JMP Securities lowered its price target on Guild Holdings (GHLD) to $15.50, maintaining a Market Outperform rating, after the company reported Q1 2025 adjusted EPS of $0.35, exceeding estimates despite a GAAP EPS loss driven by MSR fair value adjustments. While revenue missed expectations at $198 million versus $259.66 million projected, loan originations increased 35% year-over-year to $5.2 billion, and analysts are monitoring Guild's strategic focus on purchase-market origination and acquisitions amid industry shifts, citing its low PEG ratio of 0.28 as a positive valuation metric.

Analysis

JMP Securities revised its price target for Guild Holdings Co. (NYSE:GHLD), which has a market capitalization of $799 million and a beta of 0.86, downwards to $15.50 from $16.50, while importantly maintaining its Market Outperform rating. This adjustment followed Guild's first-quarter 2025 earnings report, which showed an adjusted EPS of $0.35, significantly exceeding the consensus estimate of $0.24 and the prior quarter's $0.32. However, the company reported a GAAP EPS loss of ($0.39), primarily due to a substantial ($69.9M) negative fair value adjustment on its Mortgage Servicing Rights (MSR) portfolio, a stark contrast to the $84.3M positive mark in Q4 2024. Despite revenue of $198 million missing the projected $259.66 million, Guild demonstrated strong operational momentum with a 35% year-over-year increase in loan originations to $5.2 billion and an expanded servicing portfolio of $94 billion.

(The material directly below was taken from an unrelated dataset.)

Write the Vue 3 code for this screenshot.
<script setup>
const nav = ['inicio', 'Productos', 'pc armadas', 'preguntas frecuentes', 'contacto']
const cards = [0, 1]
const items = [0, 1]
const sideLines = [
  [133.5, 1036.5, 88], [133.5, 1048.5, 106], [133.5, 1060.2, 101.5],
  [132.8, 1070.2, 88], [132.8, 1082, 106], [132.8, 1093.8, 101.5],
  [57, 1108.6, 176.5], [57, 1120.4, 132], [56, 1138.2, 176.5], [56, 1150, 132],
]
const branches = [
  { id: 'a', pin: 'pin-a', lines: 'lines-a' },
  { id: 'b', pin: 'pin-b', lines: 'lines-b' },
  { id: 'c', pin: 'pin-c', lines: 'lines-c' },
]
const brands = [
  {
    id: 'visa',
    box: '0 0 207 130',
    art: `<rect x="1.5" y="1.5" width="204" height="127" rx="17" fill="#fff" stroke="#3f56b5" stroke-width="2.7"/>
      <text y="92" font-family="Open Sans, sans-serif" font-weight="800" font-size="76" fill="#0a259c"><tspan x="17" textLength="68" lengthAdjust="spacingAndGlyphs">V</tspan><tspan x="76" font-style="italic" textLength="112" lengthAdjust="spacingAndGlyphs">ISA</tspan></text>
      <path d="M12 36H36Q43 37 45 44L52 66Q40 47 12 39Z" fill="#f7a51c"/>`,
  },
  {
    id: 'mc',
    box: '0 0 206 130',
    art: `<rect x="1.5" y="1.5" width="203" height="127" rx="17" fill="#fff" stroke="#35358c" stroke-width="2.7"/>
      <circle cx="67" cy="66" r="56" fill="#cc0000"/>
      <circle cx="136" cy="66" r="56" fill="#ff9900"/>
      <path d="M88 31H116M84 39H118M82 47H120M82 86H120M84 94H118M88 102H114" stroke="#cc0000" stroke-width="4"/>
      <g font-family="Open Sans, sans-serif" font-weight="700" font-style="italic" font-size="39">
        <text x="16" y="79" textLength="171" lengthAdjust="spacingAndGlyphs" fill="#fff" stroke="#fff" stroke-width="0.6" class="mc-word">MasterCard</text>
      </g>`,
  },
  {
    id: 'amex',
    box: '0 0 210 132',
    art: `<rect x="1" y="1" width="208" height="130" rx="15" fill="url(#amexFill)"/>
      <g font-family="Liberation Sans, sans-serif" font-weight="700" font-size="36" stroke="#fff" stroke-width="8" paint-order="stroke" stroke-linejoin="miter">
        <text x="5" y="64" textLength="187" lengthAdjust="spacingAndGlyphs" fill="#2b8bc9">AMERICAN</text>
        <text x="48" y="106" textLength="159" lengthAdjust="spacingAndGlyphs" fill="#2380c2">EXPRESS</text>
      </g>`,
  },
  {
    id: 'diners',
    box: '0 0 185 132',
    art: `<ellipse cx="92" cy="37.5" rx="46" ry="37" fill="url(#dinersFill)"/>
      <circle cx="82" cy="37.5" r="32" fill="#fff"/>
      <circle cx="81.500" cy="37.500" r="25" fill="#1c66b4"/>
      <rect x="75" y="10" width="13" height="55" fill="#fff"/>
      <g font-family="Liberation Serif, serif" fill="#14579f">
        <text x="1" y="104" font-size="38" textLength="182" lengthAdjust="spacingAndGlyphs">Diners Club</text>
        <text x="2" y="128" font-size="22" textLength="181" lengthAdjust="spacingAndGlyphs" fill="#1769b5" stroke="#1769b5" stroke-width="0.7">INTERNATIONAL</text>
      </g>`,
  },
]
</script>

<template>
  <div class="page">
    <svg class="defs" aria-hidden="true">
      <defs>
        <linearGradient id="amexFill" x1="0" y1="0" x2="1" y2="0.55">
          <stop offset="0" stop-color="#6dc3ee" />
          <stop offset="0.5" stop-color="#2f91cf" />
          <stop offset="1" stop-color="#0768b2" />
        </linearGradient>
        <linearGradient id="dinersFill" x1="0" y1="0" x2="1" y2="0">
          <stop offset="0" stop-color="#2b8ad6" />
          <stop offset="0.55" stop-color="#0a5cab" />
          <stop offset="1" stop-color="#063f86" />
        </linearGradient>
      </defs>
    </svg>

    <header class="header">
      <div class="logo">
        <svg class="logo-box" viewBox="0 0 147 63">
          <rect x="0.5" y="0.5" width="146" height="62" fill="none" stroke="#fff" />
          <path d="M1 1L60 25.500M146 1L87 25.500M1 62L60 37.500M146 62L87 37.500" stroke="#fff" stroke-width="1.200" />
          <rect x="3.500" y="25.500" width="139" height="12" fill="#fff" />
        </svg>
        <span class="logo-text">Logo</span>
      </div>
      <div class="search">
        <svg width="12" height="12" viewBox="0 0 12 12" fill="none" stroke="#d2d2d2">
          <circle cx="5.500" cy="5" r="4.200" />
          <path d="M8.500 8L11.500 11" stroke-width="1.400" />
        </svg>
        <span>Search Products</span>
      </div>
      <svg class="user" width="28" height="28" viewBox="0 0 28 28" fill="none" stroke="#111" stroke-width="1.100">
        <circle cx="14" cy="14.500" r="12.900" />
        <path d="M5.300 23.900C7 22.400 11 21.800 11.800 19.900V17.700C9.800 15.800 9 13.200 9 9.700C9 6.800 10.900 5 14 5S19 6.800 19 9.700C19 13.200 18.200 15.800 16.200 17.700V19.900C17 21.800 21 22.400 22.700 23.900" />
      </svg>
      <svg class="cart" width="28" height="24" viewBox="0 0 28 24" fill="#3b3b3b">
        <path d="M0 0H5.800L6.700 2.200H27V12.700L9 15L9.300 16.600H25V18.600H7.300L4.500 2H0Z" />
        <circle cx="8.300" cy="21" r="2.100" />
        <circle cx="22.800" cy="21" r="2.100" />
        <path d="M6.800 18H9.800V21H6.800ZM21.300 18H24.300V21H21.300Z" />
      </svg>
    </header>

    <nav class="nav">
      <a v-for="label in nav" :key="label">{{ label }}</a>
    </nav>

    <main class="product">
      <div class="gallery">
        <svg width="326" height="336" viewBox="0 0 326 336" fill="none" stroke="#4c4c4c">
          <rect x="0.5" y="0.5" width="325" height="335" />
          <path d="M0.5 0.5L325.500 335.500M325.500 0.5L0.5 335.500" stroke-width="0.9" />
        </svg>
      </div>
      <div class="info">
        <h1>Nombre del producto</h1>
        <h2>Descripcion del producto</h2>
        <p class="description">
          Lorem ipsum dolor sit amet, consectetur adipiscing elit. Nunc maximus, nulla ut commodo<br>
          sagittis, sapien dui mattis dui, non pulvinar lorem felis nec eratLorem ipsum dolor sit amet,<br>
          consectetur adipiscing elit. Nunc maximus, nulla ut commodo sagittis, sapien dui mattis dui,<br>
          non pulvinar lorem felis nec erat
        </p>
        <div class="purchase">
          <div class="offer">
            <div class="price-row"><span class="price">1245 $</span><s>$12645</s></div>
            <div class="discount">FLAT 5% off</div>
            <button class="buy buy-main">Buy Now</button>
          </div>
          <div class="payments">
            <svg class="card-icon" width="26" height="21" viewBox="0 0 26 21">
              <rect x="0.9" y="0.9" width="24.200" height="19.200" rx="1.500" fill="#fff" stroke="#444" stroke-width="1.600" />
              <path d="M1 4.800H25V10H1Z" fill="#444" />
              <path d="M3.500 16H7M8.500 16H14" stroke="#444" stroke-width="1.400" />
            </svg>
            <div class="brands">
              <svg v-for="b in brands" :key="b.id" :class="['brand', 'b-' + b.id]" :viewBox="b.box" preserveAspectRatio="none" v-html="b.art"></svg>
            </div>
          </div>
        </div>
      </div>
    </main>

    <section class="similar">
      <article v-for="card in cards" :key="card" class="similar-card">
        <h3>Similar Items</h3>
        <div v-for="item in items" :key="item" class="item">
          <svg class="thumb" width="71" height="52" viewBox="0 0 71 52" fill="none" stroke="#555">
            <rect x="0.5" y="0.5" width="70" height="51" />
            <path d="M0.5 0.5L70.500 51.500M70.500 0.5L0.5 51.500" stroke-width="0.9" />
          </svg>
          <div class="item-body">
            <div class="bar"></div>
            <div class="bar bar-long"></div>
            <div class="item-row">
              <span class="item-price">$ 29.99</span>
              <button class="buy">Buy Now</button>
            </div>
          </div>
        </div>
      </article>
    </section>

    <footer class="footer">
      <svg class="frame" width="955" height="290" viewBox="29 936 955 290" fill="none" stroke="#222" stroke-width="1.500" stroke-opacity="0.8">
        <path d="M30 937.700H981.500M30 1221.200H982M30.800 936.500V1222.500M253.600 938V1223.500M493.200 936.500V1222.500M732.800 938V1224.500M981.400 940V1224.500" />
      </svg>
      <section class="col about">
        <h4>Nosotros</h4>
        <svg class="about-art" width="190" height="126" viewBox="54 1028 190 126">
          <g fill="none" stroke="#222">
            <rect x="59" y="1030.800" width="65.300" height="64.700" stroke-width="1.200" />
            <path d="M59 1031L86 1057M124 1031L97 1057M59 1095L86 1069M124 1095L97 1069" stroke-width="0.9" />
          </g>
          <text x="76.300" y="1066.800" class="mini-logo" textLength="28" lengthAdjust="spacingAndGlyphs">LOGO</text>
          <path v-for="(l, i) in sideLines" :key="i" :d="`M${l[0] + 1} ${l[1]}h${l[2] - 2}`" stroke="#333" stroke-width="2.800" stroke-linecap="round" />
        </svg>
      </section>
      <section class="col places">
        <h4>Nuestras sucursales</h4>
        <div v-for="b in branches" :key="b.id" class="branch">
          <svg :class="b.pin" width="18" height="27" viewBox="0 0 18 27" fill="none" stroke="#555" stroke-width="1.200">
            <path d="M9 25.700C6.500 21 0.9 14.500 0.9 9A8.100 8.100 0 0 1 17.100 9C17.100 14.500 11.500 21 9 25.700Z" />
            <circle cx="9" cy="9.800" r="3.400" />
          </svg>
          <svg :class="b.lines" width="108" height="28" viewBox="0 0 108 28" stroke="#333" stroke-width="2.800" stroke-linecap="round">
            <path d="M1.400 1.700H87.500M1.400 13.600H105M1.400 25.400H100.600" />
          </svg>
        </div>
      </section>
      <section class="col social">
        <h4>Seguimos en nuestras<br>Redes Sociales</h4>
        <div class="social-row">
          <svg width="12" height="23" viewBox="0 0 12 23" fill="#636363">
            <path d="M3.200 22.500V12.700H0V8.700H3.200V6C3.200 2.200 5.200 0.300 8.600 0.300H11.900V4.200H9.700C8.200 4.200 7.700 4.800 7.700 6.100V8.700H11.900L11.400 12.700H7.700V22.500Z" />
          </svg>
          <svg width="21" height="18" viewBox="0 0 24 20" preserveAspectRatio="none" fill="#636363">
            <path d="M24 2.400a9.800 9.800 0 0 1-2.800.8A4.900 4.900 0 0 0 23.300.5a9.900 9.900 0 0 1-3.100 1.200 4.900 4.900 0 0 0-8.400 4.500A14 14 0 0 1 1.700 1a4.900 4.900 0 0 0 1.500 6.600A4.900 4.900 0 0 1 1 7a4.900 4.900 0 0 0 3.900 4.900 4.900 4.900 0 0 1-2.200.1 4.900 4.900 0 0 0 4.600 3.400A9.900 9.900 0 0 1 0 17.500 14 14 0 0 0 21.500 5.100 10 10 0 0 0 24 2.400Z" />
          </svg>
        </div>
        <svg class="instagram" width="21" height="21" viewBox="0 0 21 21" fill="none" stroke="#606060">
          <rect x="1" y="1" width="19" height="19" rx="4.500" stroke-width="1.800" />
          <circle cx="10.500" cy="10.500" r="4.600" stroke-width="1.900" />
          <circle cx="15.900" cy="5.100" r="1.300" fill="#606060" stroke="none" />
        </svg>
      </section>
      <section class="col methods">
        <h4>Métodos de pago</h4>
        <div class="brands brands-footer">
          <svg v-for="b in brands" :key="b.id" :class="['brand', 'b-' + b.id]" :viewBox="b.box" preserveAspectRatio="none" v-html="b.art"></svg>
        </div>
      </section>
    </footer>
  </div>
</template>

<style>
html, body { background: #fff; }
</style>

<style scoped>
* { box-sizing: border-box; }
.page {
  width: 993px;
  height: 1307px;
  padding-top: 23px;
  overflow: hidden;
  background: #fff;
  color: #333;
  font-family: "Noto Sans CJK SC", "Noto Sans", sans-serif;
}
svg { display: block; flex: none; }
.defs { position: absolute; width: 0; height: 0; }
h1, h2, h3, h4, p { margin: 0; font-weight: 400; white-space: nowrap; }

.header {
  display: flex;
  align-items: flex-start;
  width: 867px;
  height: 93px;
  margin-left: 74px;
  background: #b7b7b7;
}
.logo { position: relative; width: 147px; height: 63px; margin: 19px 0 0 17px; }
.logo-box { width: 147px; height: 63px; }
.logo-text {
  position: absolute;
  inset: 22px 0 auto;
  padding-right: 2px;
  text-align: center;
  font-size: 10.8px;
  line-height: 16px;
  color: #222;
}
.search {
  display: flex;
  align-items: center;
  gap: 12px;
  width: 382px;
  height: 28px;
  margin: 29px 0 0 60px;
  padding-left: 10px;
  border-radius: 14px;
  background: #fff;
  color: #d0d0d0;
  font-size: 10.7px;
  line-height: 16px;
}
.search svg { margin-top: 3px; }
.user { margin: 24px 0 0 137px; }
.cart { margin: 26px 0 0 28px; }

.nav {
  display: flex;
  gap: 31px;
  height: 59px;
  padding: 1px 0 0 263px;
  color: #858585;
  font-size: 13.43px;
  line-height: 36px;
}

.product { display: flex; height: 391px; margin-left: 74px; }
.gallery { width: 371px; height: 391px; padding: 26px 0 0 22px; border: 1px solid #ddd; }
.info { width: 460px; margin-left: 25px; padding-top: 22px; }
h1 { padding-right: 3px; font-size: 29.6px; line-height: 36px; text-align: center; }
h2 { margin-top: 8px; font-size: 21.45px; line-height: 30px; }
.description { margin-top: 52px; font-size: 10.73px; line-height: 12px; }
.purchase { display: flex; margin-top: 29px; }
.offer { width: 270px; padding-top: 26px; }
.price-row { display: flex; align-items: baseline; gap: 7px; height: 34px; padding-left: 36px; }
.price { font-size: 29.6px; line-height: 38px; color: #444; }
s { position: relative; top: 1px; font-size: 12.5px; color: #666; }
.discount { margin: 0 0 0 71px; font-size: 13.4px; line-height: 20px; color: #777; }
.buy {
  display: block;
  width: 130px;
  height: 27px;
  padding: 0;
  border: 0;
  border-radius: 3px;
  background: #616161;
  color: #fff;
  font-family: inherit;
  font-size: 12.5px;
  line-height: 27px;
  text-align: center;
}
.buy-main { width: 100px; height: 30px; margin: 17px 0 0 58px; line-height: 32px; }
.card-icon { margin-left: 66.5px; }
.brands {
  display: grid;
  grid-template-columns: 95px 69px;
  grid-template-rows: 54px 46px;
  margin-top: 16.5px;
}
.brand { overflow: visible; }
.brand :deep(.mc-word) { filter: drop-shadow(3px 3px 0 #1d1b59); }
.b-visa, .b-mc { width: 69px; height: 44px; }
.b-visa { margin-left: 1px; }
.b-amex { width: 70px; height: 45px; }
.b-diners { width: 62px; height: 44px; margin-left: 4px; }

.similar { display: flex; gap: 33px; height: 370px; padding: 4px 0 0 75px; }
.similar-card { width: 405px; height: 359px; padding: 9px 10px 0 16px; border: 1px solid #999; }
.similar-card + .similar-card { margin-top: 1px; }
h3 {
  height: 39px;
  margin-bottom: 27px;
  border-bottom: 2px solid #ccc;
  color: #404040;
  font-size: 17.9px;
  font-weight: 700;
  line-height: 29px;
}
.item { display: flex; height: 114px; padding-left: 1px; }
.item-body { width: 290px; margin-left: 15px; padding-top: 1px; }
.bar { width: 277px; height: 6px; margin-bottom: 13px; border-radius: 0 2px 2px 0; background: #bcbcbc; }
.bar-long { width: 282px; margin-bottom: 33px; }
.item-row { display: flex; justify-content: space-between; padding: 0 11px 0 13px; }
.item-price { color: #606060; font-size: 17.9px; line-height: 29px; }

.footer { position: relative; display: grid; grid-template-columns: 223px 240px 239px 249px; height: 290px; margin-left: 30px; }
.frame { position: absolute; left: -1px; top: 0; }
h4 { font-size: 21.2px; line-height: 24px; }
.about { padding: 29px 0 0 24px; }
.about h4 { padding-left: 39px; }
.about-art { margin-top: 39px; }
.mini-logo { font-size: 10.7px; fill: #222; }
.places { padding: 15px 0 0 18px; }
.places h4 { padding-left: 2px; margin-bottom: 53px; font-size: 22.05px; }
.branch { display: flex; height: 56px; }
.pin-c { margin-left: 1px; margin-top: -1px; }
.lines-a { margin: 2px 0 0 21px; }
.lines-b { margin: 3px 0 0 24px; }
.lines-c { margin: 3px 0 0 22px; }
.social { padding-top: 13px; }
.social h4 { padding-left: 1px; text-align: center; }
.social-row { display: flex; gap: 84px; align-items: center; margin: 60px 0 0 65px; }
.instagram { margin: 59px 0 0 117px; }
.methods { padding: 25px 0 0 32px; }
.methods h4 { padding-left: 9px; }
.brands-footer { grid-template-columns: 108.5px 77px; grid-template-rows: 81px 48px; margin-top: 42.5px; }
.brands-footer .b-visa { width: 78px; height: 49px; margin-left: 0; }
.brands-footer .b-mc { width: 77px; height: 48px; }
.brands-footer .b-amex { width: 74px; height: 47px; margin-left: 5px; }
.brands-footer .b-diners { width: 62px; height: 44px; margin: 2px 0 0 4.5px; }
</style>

While the company maintains strong liquidity with a current ratio of 2.26, InvestingPro data highlights a rapid cash burn. Guild's strategic focus on purchase-market origination, effective M&A integration that doubled its loan officer headcount since late 2020, and a 32.57% revenue growth over the last twelve months position it to potentially increase market share. The stock is trading at a price-to-book ratio of 0.67 and a low PEG ratio of 0.28, with JMP's new price target based on 0.98 times current tangible book value and 9.1 times estimated 2025 earnings per share.